I did consider giving the option to re-orient the X axis to be aligned toward the galactic centre, but I wanted to provide bigtim with something quickly that met his specified needs (and I still had to shower and get to work this morning too).

There. Now you have the rational for using the ecliptic frame of reference. What is the ecliptic frame of reference? Well...

***EDIT***
I originally had posted a long-winded explanation of coordinate systems here before I reread and saw that you (Malenfant) already know about the need to define the X Y and Z. So I removed it. Here is the shorter version.
***EDIT***

The ecliptic frame of reference means that the ecliptic plane also defines the X-Z plane. The X axis points "horizontally" towards the vernal equinox and the Y axis points "upward" 90 degrees to the X-Z plane. The Z axis is 90 degrees to the X-Y plane (so it points to the summer solitce point - or may the winter one...). Place the Sun at the origin and you have the coordinate system used by the script.

Also remember, bigtim was looking for a way to describe an object's position relative to the Sun, hence X Y Z coordinates. RA/Dec tells you tje direction to an object, not the position of the object. It is the difference between having someone tell you that you have to "go three blocks east and two blocks north" and someone else pointing and saying that "its that way". "that way" doesn't tell WHERE it is, just in what direction it lays.

Hope that helps.

BTW: Bigtim? Is this what you wanted? I really didn't have much time this morning. If not, let me know and I'll see what I can do.

cpotting wrote:Eliminating a galactic oriented system was also a no-brainer since the origin is some 34 or so pc above the galactic plane.

Eh? I thought the origin for galactic coordinates was the Sun? (at least, that's how the spreadsheet calculates them)

Also remember, bigtim was looking for a way to describe an object's position relative to the Sun, hence X Y Z coordinates. RA/Dec tells you tje direction to an object, not the position of the object. It is the difference between having someone tell you that you have to "go three blocks east and two blocks north" and someone else pointing and saying that "its that way". "that way" doesn't tell WHERE it is, just in what direction it lays.

Well you also need the parallax so you can calculate the distance. But you need that for any coordinate system.

cpotting wrote:Try this script

... Trying to run this in OSX returns a "fatal error", whereupon Celestia tries to quit (dirkpitt??s latest unofficial version).

Other CELX-scripts works fine...

- rthorvald

rthorvald wrote:... Trying to run this in OSX returns a "fatal error", whereupon Celestia tries to quit (dirkpitt??s latest unofficial version).

Other CELX-scripts works fine...

Unfortunately, I don't have OSX, so I can't debug it. I can't imagine what would be causing the problem... the script is not doing anything complicated.

If you happen to figure it out, please let me know, so I can avoid building the same bug into future scripts.

Malenfant wrote:Eh?
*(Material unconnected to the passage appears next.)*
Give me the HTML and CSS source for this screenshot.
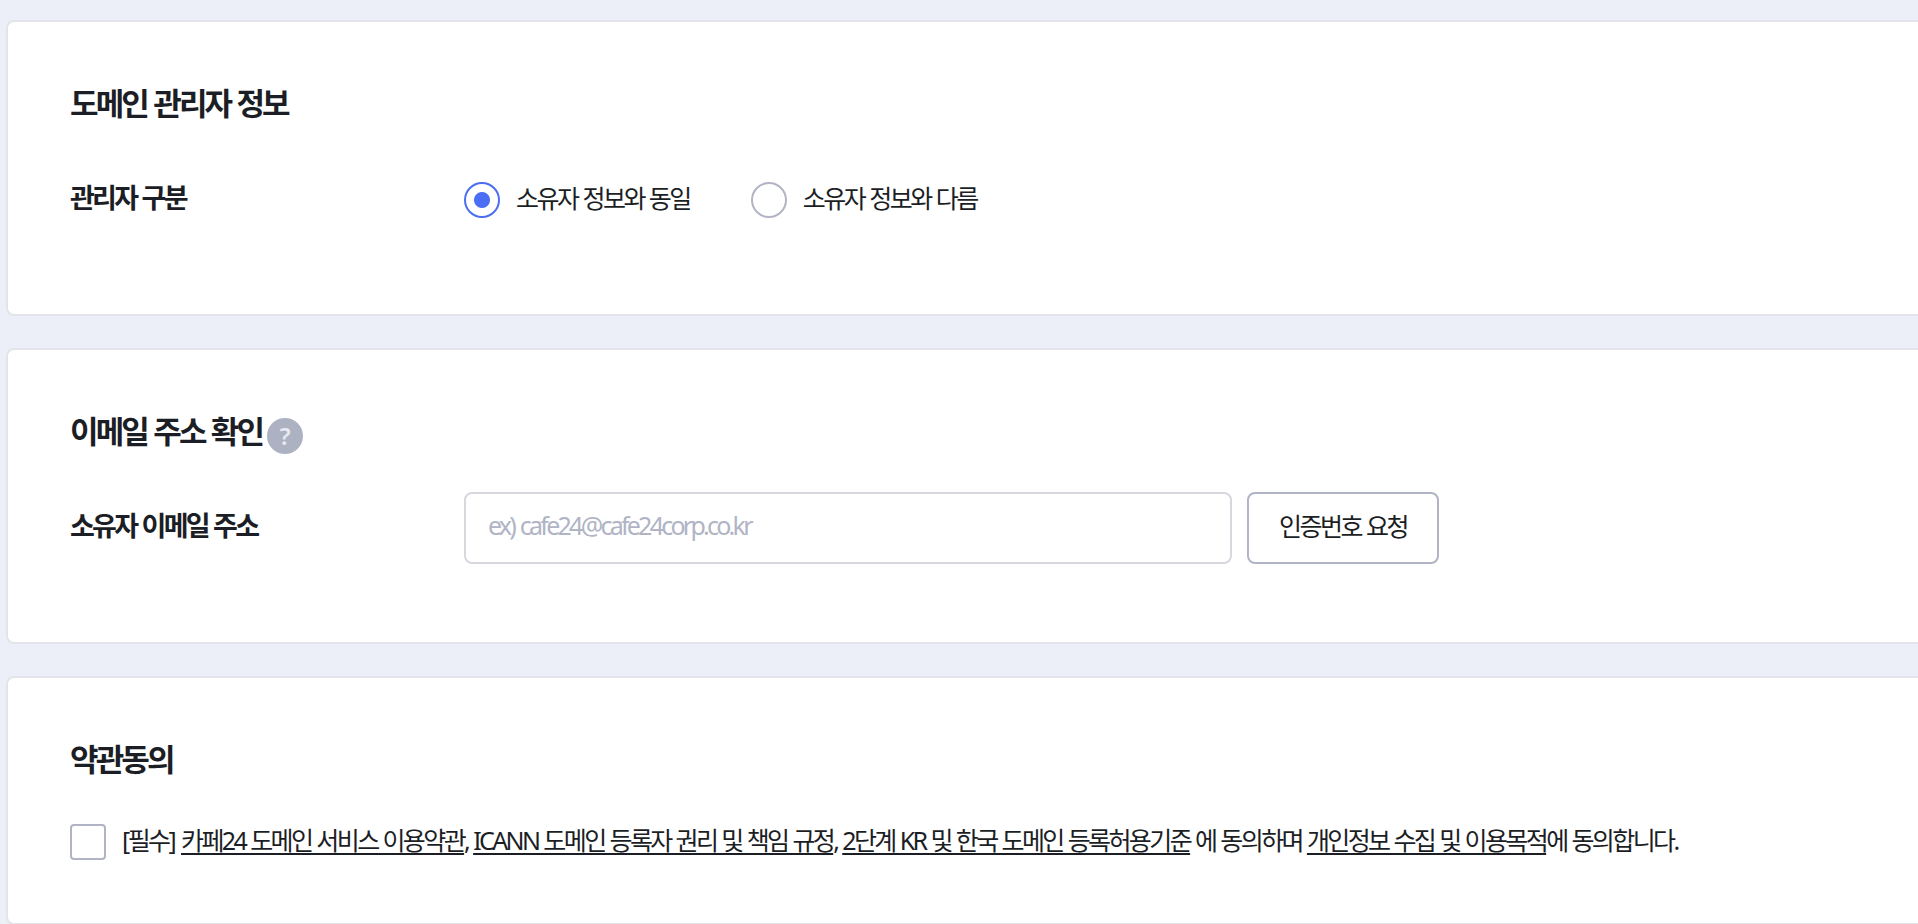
FILE: index.html
```html
<!DOCTYPE html>
<html lang="ko">
<head>
    <meta charset="UTF-8">
    <meta name="viewport" content="width=device-width, initial-scale=1.0">
    <title>도메인 신청</title>
    <link rel="stylesheet" href="styles.css">
</head>
<body>
    <main class="container">
        <section class="card">
            <h2 class="card-title">도메인 관리자 정보</h2>
            <div class="form-row">
                <div class="form-label">관리자 구분</div>
                <div class="form-field">
                    <label class="radio">
                        <input type="radio" name="manager" checked>
                        <span>소유자 정보와 동일</span>
                    </label>
                    <label class="radio">
                        <input type="radio" name="manager">
                        <span>소유자 정보와 다름</span>
                    </label>
                </div>
            </div>
        </section>

        <section class="card">
            <h2 class="card-title">
                <span>이메일 주소 확인</span>
                <button class="help" type="button">?</button>
            </h2>
            <div class="form-row">
                <div class="form-label">소유자 이메일 주소</div>
                <div class="form-field">
                    <input class="text-input" type="text" placeholder="ex) cafe24@cafe24corp.co.kr">
                    <button class="btn" type="button">인증번호 요청</button>
                </div>
            </div>
        </section>

        <section class="card">
            <h2 class="card-title">약관동의</h2>
            <label class="agree">
                <input type="checkbox">
                <span class="agree-text">[필수] <a href="#">카페24 도메인 서비스 이용약관</a>, <a href="#">ICANN 도메인 등록자 권리 및 책임 규정</a>, <a href="#">2단계 KR 및 한국 도메인 등록허용기준</a> 에 동의하며 <a href="#">개인정보 수집 및 이용목적</a>에 동의합니다.</span>
            </label>
        </section>
    </main>
</body>
</html>
```
FILE: styles.css
```css
:root {
    --bg-color: #eceff8;
    --text-color: #1c1e25;
    --card-border: #e2e4e9;
    --input-border: #d6d8de;
    --control-border: #b0b4c4;
    --primary: #4c6ef5;
}

* {
    margin: 0;
    padding: 0;
    box-sizing: border-box;
}

body {
    height: 100vh;
    overflow: hidden;
    background-color: var(--bg-color);
    color: var(--text-color);
    font-family: 'Noto Sans', 'Noto Sans CJK KR', sans-serif;
    font-size: 25px;
    letter-spacing: -2.52px;
    word-spacing: 1px;
}

/* cards run past the right edge of the window */
.container {
    width: 2000px;
    padding: 20px 0 0 6px;
    display: flex;
    flex-direction: column;
    gap: 32px;
}

.card {
    height: 296px;
    padding: 57px 62px 0;
    background-color: white;
    border: 2px solid var(--card-border);
    border-radius: 8px;
}

.card:last-child {
    height: 249px;
}

.card-title {
    height: 48px;
    display: flex;
    align-items: center;
    gap: 5px;
    font-size: 31px;
    font-weight: bold;
    letter-spacing: -2.85px;
    line-height: 48px;
}

.help {
    width: 36px;
    height: 36px;
    margin-top: 9px;
    border: none;
    border-radius: 50%;
    background-color: #adb2c3;
    color: #e8eaf2;
    font-family: inherit;
    font-size: 24px;
    font-weight: 600;
    line-height: 36px;
    text-align: center;
}

.form-row {
    height: 72px;
    margin-top: 37px;
    display: flex;
    align-items: center;
}

.form-label {
    width: 394px;
    padding-bottom: 4px;
    font-size: 27px;
    font-weight: bold;
    letter-spacing: -2.75px;
    line-height: 40px;
}

.form-field {
    display: flex;
    align-items: center;
    gap: 15px;
}

.radio {
    display: flex;
    align-items: center;
    gap: 16px;
    margin-right: 46px;
    line-height: 40px;
}

.radio span {
    padding-bottom: 4px;
}

.radio input {
    appearance: none;
    width: 36px;
    height: 36px;
    border: 2px solid var(--control-border);
    border-radius: 50%;
}

.radio input:checked {
    border-color: var(--primary);
    background: radial-gradient(circle, var(--primary) 7.5px, white 8.5px);
}

.text-input {
    width: 768px;
    height: 72px;
    padding: 0 22px 6px;
    border: 2px solid var(--input-border);
    border-radius: 8px;
    color: var(--text-color);
    font: inherit;
    letter-spacing: -2.75px;
    word-spacing: 2px;
}

.text-input::placeholder {
    color: var(--control-border);
}

.btn {
    width: 192px;
    height: 72px;
    padding-bottom: 6px;
    border: 2px solid var(--control-border);
    border-radius: 8px;
    background-color: white;
    color: var(--text-color);
    font: inherit;
    letter-spacing: inherit;
    word-spacing: inherit;
}

.agree {
    height: 36px;
    margin-top: 41px;
    display: flex;
    align-items: center;
    gap: 16px;
    letter-spacing: -2.59px;
    line-height: 36px;
    white-space: nowrap;
}

.agree input {
    appearance: none;
    width: 36px;
    height: 36px;
    border: 2px solid var(--control-border);
    border-radius: 4px;
}

.agree-text {
    padding-bottom: 5px;
}

.agree a {
    color: inherit;
    text-decoration: underline;
    text-decoration-thickness: 2px;
    text-underline-offset: 3px;
    text-decoration-skip-ink: none;
}

.agree a:first-child {
    margin-left: 2px;
}
```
I thought the origin for galactic coordinates was the Sun? (at least, that's how the spreadsheet calculates them)

That depends on which "galactic coordinates" you are talking about:

One can define the "galactic coordinates" of an object to mean that object's position in the sky described as angular separations for axes aligned with centre of the Milky Way and a line normal to plane of the Milky Way (as is done here http://en.wikipedia.org/wiki/Galactic_coordinates). Such a system would have its origin at Earth.

It could also be defined as a coordinate system based on distances or angles measured from axes with their origin at the centre of the galaxy.

It could probably be defined many other ways too. Obviously you have run across one where the origin has been set to the Sun.

I was referring to the second type - based on the centre of the galaxy.

Malenfant wrote:

Also remember, bigtim was looking for a way to describe an object's position relative to the Sun, hence X Y Z coordinates. RA/Dec tells you tje direction to an object, not the position of the object. It is the difference between having someone tell you that you have to "go three blocks east and two blocks north" and someone else pointing and saying that "its that way". "that way" doesn't tell WHERE it is, just in what direction it lays.

Well you also need the parallax so you can calculate the distance. But you need that for any coordinate system.

Not really. X Y Z coordinate systems do not need to specify a parallax or distance. That is only required for systems that only indicate direction (like RA/Dec). Unless you mean that you need parallax to figure out the distance in the first place - which is only partially true.

The IAU's galactic coordinate system currently used by astronomers is centered on the Earth/Sun, with coordinates l2 and b2 on the sky.

One summary of astronomical coordinate systems is at
http://www.ess.sunysb.edu/fwalter/PHY515/coords.html

Accept no substitutes.

selden wrote:The IAU's galactic coordinate system currently used by astronomers is centered on the Earth/Sun, with coordinates l2 and b2 on the sky.

One summary of astronomical coordinate systems is at
http://www.ess.sunysb.edu/fwalter/PHY515/coords.html

Accept no substitutes.

Okay. I was unaware that the IAU had an "official" definition for the term "galactic coordinate" - so I may have cause some confusion by using that term (acutally, looking at it again, I see that Malenfant introduced the term "galactic coordinates", but why quibble).

But the original post does say

Eliminating a galactic oriented system

. I was simply talking about an X Y Z system where the X-Z plane would be aligned with the "equator" of the galaxy. I was saying, that I realised that that is not what bigtim wanted since the an X-Z plane aligned with the "equator" of the galaxy and with the Sun at the origin would result in the X-Z plane being some 34 or so parsecs "above" of the galaxy's "equator" and thus not a very useful "galactic oriented system".